TASK GOAL: Among the lines of the listing below, retype exactly those from the one containing "Emit a single-file" through the one containing "const tokens = computed(()", both included. Do not include pictures.

GIVEN DATA:
..........

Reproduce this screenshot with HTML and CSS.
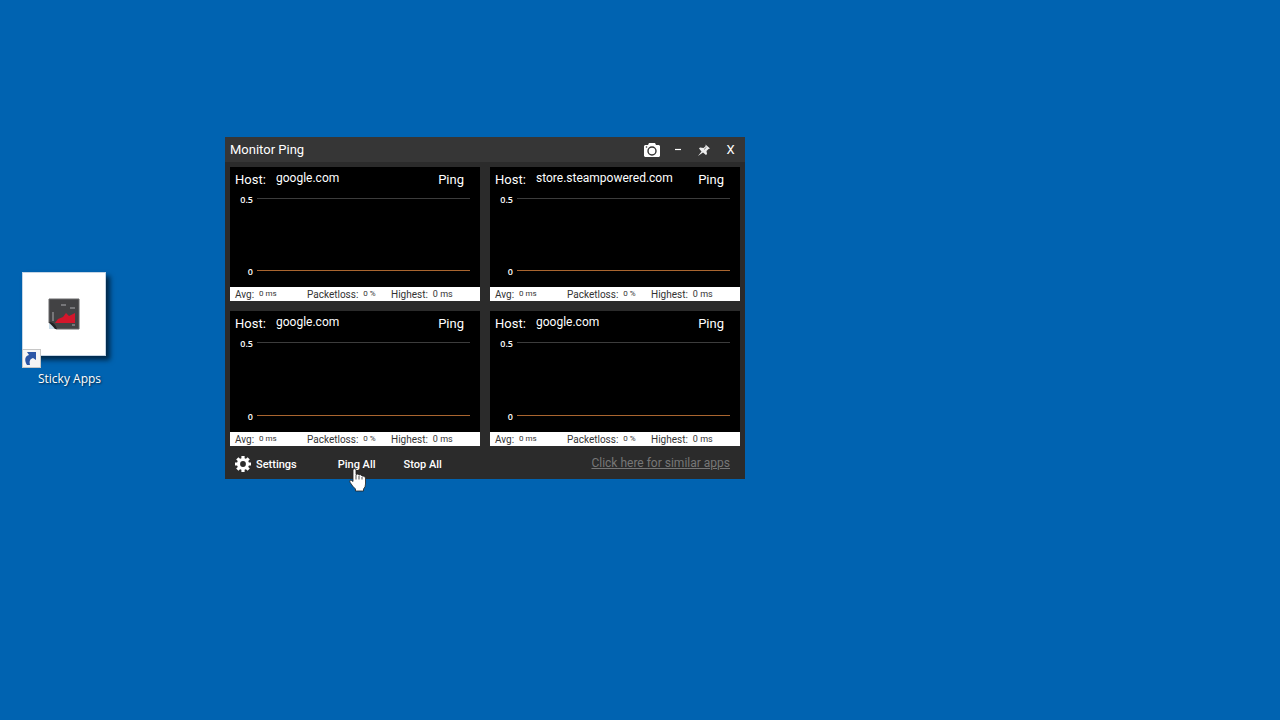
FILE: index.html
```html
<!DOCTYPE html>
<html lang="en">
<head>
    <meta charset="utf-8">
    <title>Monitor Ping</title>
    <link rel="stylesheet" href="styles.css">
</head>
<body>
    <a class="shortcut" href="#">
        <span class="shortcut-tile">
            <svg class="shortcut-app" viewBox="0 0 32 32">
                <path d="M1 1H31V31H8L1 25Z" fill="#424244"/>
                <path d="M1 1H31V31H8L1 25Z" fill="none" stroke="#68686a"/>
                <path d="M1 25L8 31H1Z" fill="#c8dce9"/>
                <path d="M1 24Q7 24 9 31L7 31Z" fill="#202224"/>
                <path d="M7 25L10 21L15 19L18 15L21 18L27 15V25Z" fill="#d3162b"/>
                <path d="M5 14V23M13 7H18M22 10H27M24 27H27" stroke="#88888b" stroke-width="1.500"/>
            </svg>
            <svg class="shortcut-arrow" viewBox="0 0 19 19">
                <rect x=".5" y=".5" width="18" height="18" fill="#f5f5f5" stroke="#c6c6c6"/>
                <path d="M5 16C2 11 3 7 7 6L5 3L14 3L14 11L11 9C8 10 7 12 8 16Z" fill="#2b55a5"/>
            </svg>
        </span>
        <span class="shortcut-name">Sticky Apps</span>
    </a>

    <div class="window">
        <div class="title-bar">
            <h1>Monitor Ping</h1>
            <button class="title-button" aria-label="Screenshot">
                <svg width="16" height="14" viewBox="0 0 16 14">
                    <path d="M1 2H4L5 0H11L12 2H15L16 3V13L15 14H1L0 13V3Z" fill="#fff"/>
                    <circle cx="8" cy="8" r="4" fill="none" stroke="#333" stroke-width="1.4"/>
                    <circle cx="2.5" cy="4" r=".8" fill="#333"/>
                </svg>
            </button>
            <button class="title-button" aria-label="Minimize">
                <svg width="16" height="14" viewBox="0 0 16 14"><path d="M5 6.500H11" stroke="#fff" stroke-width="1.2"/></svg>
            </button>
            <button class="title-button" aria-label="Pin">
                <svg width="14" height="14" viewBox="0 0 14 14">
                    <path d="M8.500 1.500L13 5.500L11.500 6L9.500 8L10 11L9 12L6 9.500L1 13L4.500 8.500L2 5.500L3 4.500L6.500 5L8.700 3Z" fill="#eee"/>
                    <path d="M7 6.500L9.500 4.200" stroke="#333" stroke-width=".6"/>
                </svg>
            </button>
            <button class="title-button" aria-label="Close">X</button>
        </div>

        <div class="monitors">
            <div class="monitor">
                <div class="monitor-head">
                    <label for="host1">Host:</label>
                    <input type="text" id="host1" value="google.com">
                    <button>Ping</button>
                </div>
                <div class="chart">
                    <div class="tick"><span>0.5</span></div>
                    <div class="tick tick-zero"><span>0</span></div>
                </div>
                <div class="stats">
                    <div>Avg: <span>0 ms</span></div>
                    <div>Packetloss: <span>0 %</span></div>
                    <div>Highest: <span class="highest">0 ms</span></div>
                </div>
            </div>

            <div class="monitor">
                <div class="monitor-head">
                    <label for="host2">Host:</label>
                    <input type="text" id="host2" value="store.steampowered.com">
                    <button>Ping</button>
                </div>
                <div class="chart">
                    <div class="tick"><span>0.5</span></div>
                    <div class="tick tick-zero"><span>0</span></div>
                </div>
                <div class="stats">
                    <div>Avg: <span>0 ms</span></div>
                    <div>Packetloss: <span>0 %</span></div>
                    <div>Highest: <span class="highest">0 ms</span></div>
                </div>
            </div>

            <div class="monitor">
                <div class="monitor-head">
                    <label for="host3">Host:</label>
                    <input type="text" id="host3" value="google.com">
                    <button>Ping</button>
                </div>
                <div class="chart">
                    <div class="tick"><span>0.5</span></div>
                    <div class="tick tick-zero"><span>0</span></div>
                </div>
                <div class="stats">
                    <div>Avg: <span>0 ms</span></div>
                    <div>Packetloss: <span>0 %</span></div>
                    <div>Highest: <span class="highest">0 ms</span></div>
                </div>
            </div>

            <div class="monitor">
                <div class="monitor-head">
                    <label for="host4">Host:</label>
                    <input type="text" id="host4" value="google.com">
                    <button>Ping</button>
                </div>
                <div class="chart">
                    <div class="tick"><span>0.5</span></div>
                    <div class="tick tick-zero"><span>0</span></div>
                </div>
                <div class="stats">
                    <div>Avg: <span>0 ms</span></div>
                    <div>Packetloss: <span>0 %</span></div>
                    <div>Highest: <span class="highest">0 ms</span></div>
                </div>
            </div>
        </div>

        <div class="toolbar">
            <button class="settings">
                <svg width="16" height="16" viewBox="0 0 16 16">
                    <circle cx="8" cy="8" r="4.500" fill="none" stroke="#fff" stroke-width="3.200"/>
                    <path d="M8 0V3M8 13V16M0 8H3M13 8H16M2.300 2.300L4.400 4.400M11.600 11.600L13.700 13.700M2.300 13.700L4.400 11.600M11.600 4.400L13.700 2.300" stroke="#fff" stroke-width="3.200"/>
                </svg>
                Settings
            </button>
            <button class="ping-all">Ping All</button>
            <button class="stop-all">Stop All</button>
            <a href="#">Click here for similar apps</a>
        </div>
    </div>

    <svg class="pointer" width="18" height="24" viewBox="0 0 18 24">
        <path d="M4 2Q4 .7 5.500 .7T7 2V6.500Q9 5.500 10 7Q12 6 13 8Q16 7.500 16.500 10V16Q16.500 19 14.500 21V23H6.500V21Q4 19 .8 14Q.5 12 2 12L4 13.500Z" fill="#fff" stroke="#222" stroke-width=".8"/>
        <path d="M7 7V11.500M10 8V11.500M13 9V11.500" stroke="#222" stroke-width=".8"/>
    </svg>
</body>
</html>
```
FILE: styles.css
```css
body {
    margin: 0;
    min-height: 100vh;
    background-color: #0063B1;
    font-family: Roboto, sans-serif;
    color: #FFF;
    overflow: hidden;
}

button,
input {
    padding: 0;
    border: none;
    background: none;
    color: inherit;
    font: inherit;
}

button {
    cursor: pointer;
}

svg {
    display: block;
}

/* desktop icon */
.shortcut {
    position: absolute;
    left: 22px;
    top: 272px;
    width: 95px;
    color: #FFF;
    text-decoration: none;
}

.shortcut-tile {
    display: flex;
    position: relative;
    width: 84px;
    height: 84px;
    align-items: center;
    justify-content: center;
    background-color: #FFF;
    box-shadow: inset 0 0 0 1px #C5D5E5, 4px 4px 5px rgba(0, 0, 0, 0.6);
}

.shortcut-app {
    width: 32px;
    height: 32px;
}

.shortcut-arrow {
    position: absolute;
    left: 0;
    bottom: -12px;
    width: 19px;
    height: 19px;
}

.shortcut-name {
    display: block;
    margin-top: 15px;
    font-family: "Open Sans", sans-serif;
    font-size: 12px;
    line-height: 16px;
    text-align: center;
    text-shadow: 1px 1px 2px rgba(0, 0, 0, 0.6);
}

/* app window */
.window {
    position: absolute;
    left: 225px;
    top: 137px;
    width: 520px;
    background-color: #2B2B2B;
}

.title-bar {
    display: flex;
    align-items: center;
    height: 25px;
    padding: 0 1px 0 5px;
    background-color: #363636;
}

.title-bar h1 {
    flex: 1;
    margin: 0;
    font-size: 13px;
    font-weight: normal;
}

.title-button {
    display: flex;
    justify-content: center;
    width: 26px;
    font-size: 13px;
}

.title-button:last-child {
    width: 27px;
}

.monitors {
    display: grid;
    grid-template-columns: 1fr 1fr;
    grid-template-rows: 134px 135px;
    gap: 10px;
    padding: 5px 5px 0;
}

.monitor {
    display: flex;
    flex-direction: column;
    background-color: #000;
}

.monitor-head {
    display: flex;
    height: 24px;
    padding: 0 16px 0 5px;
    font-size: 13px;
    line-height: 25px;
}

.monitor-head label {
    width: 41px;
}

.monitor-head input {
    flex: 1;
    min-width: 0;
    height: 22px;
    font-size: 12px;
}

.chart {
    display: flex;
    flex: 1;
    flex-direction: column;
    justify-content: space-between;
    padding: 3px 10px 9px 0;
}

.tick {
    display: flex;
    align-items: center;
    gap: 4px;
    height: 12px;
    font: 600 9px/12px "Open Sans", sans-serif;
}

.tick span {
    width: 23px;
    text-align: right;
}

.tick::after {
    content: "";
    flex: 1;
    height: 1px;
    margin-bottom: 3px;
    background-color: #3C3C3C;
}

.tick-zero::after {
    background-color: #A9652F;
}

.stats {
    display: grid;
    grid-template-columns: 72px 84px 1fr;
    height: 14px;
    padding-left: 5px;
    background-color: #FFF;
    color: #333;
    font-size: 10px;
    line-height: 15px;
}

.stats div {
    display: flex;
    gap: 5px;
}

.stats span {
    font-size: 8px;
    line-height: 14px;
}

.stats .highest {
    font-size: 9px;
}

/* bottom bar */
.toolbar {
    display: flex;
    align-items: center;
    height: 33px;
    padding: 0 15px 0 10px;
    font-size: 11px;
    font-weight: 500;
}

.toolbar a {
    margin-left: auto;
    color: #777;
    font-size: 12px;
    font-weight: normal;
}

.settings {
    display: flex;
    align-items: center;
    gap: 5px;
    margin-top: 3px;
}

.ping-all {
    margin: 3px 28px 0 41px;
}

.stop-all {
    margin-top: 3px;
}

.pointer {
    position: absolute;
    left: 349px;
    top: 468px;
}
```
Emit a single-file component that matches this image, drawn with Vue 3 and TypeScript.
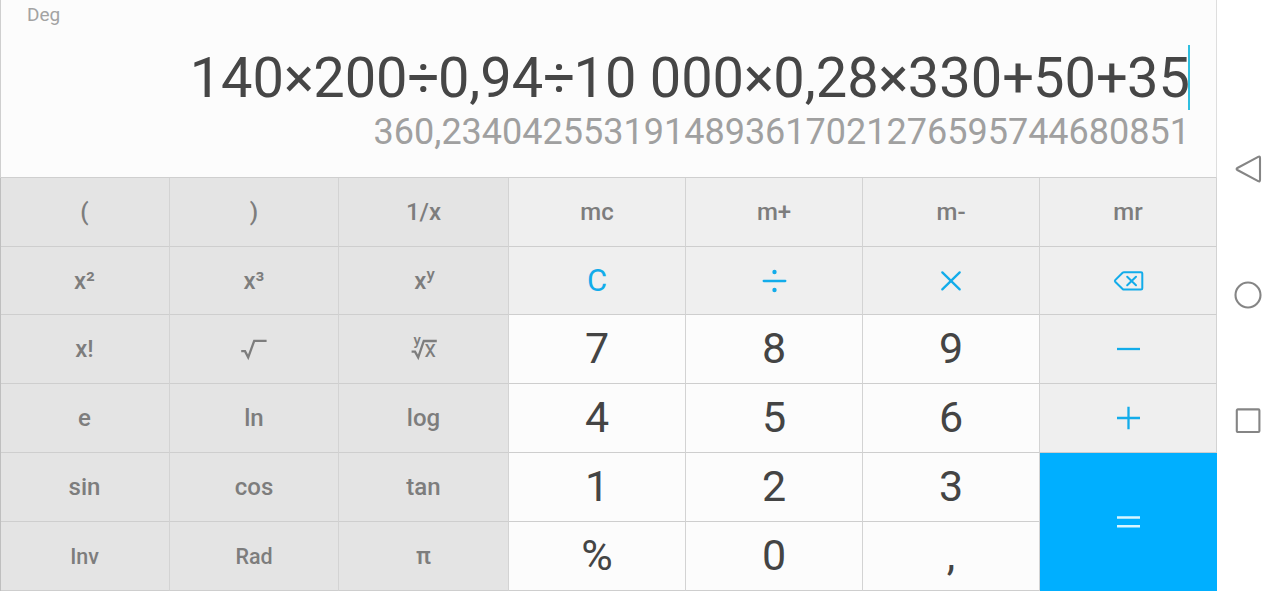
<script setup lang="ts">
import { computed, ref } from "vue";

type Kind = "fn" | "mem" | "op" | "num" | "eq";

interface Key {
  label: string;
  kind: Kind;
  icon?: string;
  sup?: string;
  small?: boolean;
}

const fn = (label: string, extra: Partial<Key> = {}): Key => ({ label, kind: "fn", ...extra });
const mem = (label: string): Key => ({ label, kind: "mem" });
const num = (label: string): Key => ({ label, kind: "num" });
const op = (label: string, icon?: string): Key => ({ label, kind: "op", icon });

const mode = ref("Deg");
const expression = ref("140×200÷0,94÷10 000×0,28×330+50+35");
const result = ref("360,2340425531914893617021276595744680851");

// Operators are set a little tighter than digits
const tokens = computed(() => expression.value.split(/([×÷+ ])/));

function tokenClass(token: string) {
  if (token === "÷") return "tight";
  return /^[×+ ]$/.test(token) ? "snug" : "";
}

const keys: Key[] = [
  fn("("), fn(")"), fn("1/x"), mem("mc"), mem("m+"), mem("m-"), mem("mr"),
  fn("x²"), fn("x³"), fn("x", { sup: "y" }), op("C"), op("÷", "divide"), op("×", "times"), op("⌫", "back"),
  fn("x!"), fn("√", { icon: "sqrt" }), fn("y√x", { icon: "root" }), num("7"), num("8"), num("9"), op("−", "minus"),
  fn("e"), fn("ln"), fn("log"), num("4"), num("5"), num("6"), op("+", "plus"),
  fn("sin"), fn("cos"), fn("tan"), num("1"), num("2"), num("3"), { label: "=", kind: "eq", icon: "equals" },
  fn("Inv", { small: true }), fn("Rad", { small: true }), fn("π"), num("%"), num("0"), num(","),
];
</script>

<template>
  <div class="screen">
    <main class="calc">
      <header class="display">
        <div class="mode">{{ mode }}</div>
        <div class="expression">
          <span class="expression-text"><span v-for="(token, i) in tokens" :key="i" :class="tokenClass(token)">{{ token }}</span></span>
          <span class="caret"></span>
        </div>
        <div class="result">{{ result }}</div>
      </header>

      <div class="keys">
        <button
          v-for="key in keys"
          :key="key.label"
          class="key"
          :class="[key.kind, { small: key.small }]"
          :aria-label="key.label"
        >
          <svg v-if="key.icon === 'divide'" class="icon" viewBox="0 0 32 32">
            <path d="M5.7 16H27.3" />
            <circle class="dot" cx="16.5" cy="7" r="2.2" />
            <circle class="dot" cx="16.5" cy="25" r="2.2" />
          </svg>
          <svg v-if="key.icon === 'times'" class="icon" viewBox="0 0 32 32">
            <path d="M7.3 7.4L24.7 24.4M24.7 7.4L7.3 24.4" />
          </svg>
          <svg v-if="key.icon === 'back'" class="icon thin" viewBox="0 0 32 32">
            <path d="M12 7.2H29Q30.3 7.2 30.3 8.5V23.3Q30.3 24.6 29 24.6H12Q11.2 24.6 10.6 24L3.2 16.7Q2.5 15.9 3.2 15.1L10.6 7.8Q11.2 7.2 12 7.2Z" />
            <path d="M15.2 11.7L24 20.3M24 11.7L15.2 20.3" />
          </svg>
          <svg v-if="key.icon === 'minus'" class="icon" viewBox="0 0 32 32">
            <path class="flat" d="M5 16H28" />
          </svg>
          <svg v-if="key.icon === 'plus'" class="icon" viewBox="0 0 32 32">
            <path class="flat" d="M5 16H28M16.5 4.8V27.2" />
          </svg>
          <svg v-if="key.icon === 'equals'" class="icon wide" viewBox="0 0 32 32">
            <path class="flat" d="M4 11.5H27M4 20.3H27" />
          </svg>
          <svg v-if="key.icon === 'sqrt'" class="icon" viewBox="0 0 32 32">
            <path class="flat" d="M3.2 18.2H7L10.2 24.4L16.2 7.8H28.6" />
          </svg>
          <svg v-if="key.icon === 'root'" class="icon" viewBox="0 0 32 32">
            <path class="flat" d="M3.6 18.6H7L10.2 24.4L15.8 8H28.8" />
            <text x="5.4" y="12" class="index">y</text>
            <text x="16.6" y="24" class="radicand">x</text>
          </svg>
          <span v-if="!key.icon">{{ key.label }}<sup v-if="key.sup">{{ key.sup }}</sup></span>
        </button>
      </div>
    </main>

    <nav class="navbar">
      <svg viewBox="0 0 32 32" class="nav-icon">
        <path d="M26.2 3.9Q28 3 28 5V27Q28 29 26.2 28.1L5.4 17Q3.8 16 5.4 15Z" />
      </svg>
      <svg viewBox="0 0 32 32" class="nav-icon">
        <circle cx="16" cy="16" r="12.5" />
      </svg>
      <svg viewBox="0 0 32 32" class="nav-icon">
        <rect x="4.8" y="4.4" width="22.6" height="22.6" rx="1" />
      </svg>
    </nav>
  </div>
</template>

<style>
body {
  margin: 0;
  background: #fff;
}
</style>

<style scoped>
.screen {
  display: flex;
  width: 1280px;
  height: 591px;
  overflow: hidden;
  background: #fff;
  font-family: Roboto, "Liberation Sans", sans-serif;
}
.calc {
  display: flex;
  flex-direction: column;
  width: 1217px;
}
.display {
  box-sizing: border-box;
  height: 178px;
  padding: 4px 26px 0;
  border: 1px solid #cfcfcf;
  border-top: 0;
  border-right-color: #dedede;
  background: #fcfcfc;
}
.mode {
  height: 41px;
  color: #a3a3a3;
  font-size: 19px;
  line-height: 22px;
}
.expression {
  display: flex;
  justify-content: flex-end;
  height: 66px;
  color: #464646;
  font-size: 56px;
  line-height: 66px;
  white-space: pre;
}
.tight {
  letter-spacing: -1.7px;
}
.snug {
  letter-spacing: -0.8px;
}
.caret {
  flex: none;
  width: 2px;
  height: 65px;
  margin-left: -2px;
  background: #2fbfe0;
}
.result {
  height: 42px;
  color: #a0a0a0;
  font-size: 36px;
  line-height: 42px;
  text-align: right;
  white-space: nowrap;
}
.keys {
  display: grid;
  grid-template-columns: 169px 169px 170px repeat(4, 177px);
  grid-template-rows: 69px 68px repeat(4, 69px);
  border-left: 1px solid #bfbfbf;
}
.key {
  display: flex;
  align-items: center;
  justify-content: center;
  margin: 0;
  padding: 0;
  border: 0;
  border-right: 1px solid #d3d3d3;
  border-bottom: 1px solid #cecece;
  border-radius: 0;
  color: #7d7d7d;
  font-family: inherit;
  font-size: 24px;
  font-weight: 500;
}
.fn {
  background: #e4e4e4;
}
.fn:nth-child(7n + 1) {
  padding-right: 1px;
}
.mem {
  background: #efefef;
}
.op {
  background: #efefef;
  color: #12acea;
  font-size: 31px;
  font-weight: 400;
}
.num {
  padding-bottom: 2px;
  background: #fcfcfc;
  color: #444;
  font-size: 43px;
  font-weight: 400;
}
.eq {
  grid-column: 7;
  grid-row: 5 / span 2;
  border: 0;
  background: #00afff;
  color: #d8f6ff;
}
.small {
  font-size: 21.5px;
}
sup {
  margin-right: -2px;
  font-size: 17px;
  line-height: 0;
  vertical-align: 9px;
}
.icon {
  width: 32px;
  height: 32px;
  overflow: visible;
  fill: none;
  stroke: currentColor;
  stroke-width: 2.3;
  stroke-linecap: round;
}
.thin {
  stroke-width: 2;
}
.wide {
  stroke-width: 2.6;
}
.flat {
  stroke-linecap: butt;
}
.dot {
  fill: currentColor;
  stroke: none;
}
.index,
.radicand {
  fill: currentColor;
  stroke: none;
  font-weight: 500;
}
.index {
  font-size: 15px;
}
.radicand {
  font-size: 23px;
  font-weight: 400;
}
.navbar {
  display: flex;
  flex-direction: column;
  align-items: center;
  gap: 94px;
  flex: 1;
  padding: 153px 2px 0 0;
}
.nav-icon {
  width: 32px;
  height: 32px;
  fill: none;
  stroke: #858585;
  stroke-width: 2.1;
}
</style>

..........

ANSWER BELOW:
Emit a single-file component that matches this image, drawn with Vue 3 and TypeScript.
<script setup lang="ts">
import { computed, ref } from "vue";

type Kind = "fn" | "mem" | "op" | "num" | "eq";

interface Key {
  label: string;
  kind: Kind;
  icon?: string;
  sup?: string;
  small?: boolean;
}

const fn = (label: string, extra: Partial<Key> = {}): Key => ({ label, kind: "fn", ...extra });
const mem = (label: string): Key => ({ label, kind: "mem" });
const num = (label: string): Key => ({ label, kind: "num" });
const op = (label: string, icon?: string): Key => ({ label, kind: "op", icon });

const mode = ref("Deg");
const expression = ref("140×200÷0,94÷10 000×0,28×330+50+35");
const result = ref("360,2340425531914893617021276595744680851");

// Operators are set a little tighter than digits
const tokens = computed(() => expression.value.split(/([×÷+ ])/));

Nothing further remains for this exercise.